- Genre: Indie rock, classic rock, jazz, Americana, bluegrass, country, folk, alternative rock, reggae, metal
- Dates: Mid-July
- Locations: North Lawrence, Ohio, US, Clay's Park Resort
- Years active: 2004 - 2018

= Rock N Resort Music Festival =

The Rock N Resort Music Festival was an annual, three-day music festival in mid-July hosted and produced by Clay's Park Resort in North Lawrence, Ohio, 50 mi south of Cleveland. The festival showcased national recording artists, tribute bands, indie artists and solo performers on multiple stages, covering a variety of musical styles, though primarily reflecting a classic rock theme. Other events held during the festival included drum circles, campsite contests, new musical product demonstrations, educational seminars for young musicians, and charity events. Attendees say that aside from the music, the main draws of the festival are the party atmosphere and the friendships made by festival goers that met every year.

==History==
The Rock N Resort Music Festival launched in 2004 and is one of many special events hosted at Clay's Park Resort. The first annual festival was held in 2004 with headliners Grand Funk Railroad, Edgar Winter, Mickey Thomas' Starship, Bachman–Turner Overdrive and Brian Howe, former vocalist for Bad Company.

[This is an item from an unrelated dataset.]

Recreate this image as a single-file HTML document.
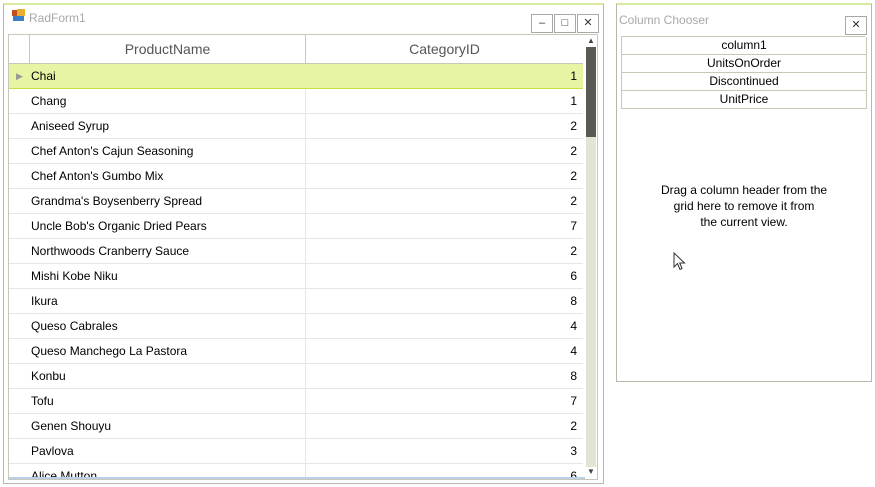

Headliners in the following years included Cheap Trick, George Thorogood & The Destroyers, REO Speedwagon, Southside Johnny & The Asbury Jukes, The New Rascals, Kansas, War, Outlaws, Foghat, Joan Jett, John Kay & Steppenwolf, Eddie Money, Little River Band, The Guess Who, Commander Cody, Gin Blossoms, Molly Hatchet, Nazareth with Manny Charlton, Gregg Rolie, Sweet, Blue Öyster Cult and Creedence Clearwater Revisited.

==Venue==
Clay's Park Resort is a 500 acre RV resort, water park and entertainment facility that hosts various festival and events. Developed by Otis D. Clay, it opened in 1948. The main highlight of the park is a man-made 10 acre sand-bottom swimming and boating lake. Other annual festivals hosted by the park include The ALIVE Christian Music Festival, Yankee Peddler Festival and Fox Creek Outdoor Experience.